You can find out the cat pictures in the folder '/files' under the current directory.

# Scrape pdf's from Websitesite

In [None]:
py_file_scraper('---place the url here---',
                html_tag='a',source_tag='href',file_type='.pdf', \
                max=5)

# Scrape real data CSV files from websites

In [None]:
py_file_scraper('---place the url here---',
                html_tag='a', # R data sets
                source_tag='href', file_type='.csv',max=5)

# Exercise 1


In this exercise, you should extract live weather data from:

http://forecast.weather.gov/MapClick.php?lat=37.7772&lon=-122.4168

* Task scrape
    * period / day (as Tonight, Friday, FridayNight etc.)
    * the temperature for the period (as Low, High)
    * the long weather description (e.g. Partly cloudy, with a low around 49..)
    
Store the scraped data strings in a Pandas DataFrame



**Hint:** The weather information is found in a div tag with `id='seven-day-forecast'`



In [None]:
import requests
page = requests.get("http://forecast.weather.gov/MapClick.php?lat=37.7772&lon=-122.4168")

In [None]:
# BeautifulSoup4 is a Python library 
from bs4 import BeautifulSoup
soup = BeautifulSoup(page.content, 'html.parser')
seven_day = soup.find(id="seven-day-forecast")
forecast_items = seven_day.find_all(class_="tombstone-container")
tonight = forecast_items[0]
print(tonight.prettify())

In [None]:
# Extract the name of the forecast item, the short description, and the temperature for the first day
period = tonight.find(class_="period-name").get_text()
short_desc = tonight.find(class_="short-desc").get_text()
temp = tonight.find(class_="temp").get_text()

print(period)
print(short_desc)
print(temp)

In [None]:
img = tonight.find("img")
desc = img['title']

print(desc)

In [None]:
# Use get_text method on each BeautifulSoup object
period_tags = seven_day.select(".tombstone-container .period-name")
periods = [pt.get_text() for pt in period_tags]
periods

In [None]:
short_descs = [sd.get_text() for sd in seven_day.select(".tombstone-container .short-desc")]
temps = [t.get_text() for t in seven_day.select(".tombstone-container .temp")]
descs = [d["title"] for d in seven_day.select(".tombstone-container img")]

print(short_descs)
print(temps)
print(descs)

In [None]:
# Combining our data into a Pandas Dataframe
import pandas as pd
weather = pd.DataFrame({
        "period": periods, 
        "short_desc": short_descs, 
        "temp": temps, 
        "desc":descs
    })
weather

In [None]:
# We can use a regular expression and the Series.str.extract method to pull out the numeric temperature values
temp_nums = weather["temp"].str.extract("(?P<temp_num>\d+)", expand=False)
weather["temp_num"] = temp_nums.astype('int')
temp_nums

In [None]:
# Calculate mean temperature
weather["temp_num"].mean()

# Exercise 2


Starting from https://en.wikipedia.org/wiki/Data_analysis.

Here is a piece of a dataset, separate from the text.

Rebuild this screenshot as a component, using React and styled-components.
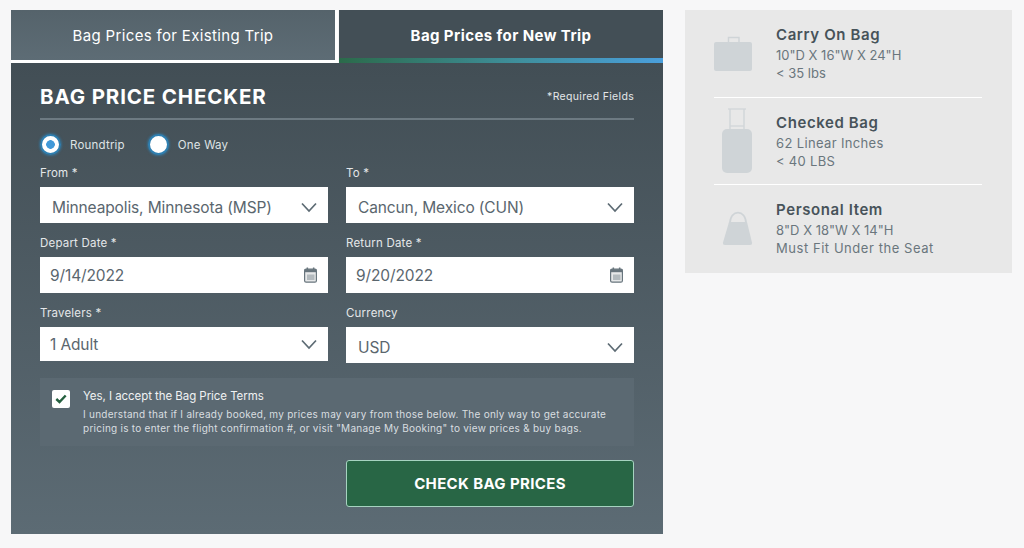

Then, get all the article links from Data_analysis page. After doing so, iterate this list of articles. For each article link, repeat the above steps. Recursively and stop when the total number of the list of articles exceeds 3000. For these 3000 records, each should contain its own title and the title of another article linked to it. Save the result as a text file.
![ex2.png](attachment:ex2.png)

In [None]:
from bs4 import BeautifulSoup
import requests

start_url = 'https://en.wikipedia.org/wiki/Data_analysis'
domain = 'https://en.wikipedia.org'

''' get soup '''
def get_soup(url):
    # get contents from url
    content = requests.get(url).content
    # get soup
    return BeautifulSoup(content,'lxml') # choose lxml parser


''' return a list of links to other wiki articles '''
def extract_articles(url=start_url):
    # get soup
    soup = get_soup(url)
    # find all the paragraph tags
    p_tags = soup.findAll('p')
    # gather all <a> tags 
    a_tags = []
    for p_tag in p_tags:
        a_tags.extend(p_tag.findAll('a'))
    # filter the list : remove invalid links
    a_tags = [ a_tag for a_tag in a_tags if 'title' in a_tag.attrs and 'href' in a_tag.attrs ]
    # get all the article titles
    titles = [ a_tag.get('title') for a_tag in a_tags ] 
    # get all the article links
    links  = [ a_tag.get('href')  for a_tag in a_tags ] 
    # get own title
    self_title = soup.find('h1', {'class' : 'firstHeading'}).text
    return self_title, titles, links


''' main section '''
if __name__ == '__main__':
    # list of scraped items
    items = []
    title, ext_titles, ext_links = extract_articles(url=start_url)
    items.extend(zip([title]*len(ext_titles), ext_titles))
    for ext_link in ext_links:
        title, ext_titles, ext_links = extract_articles(domain + ext_link)
        items.extend(zip([title]*len(ext_titles), ext_titles))
        if len(items) > 3000:
            break
    # write to file
    with open('result.txt','w', encoding='utf-8') as f:
        for item in items:
            print(item[0] + '->' + item[1] + '\n')
            f.write(item[0] + '->' + item[1] + '\n')